The trick I use in Port 5 - open .sh files with UXTerm
The downside might be that a UXTerm window gets opened… but that might even be helpful when the scripts gives errors.
I prefer UXterm since it opens a smaller window, my setup for xfce-terminal is quite the large font since I run my system on a Full-HD monitor, so the setting for xfce-terminal is Sans Mono
16 … which is nice on my monitor. Your mileage may vary.
For comparison, a downsized screenshot. (Original size would be, of course, 1920x1080, resized to 601x338 )
Top left (black background) xfce-terminal
Top right UXterm (blue background)
Below that the size I coded for my make-ffplay-script (via parameters -x 500 -y 150) when it handles a sound-only file (in this case, its Henry Mancini - Jazz@Mancini (Full Album)-56zg9zDk3so.webm - thanks for M. Eerie for finding that gem.) In this case, it is not done via the make-ffplay-script created script, but by my separate "ffplay-hide_banner" script in /usr/local/bin/ that handles my manually clicked multimedia files.

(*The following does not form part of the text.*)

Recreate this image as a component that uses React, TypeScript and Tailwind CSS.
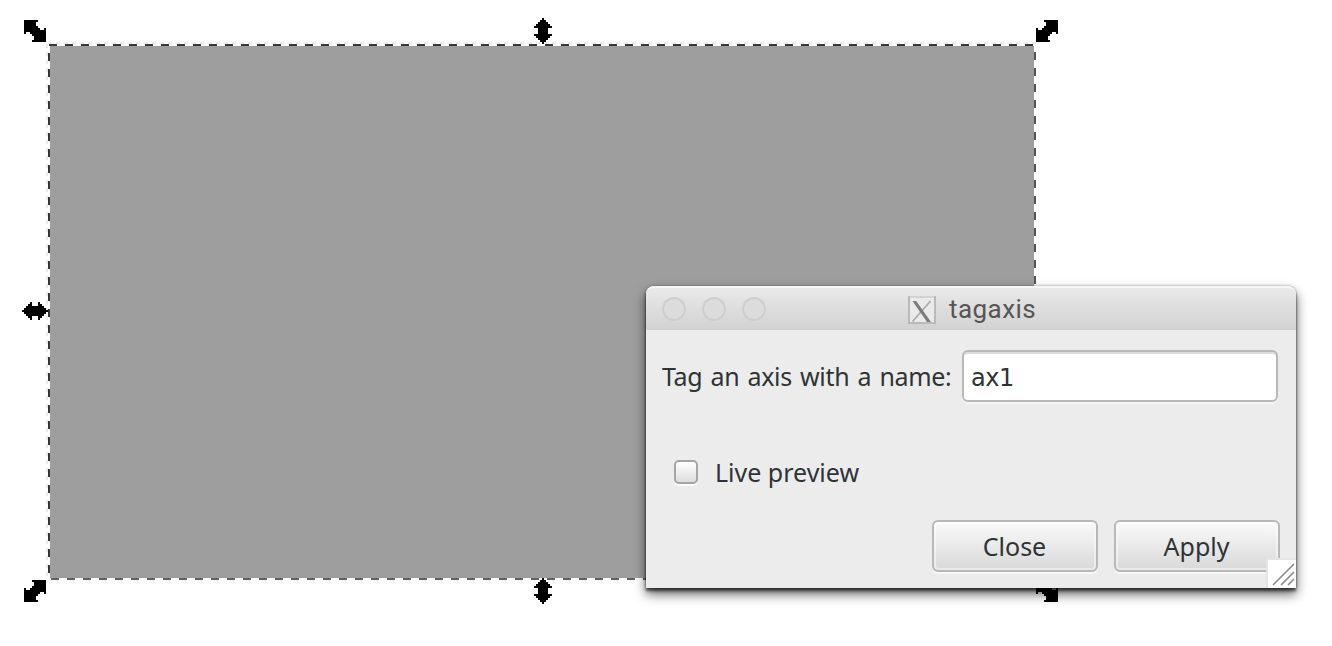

When you zoom into the screenshot you will see that you can still read the text in the xfce-terminal - but the text from the UXterm is hard to read since the resizing made the resulting text too small. The UXterm is also via make-ffplay-script - but only the resulting UXterm part, the actual video ffplay window is on another desktop.
Currently I have 7 desktops open. As seen in its "Workspace Switcher" in the panel.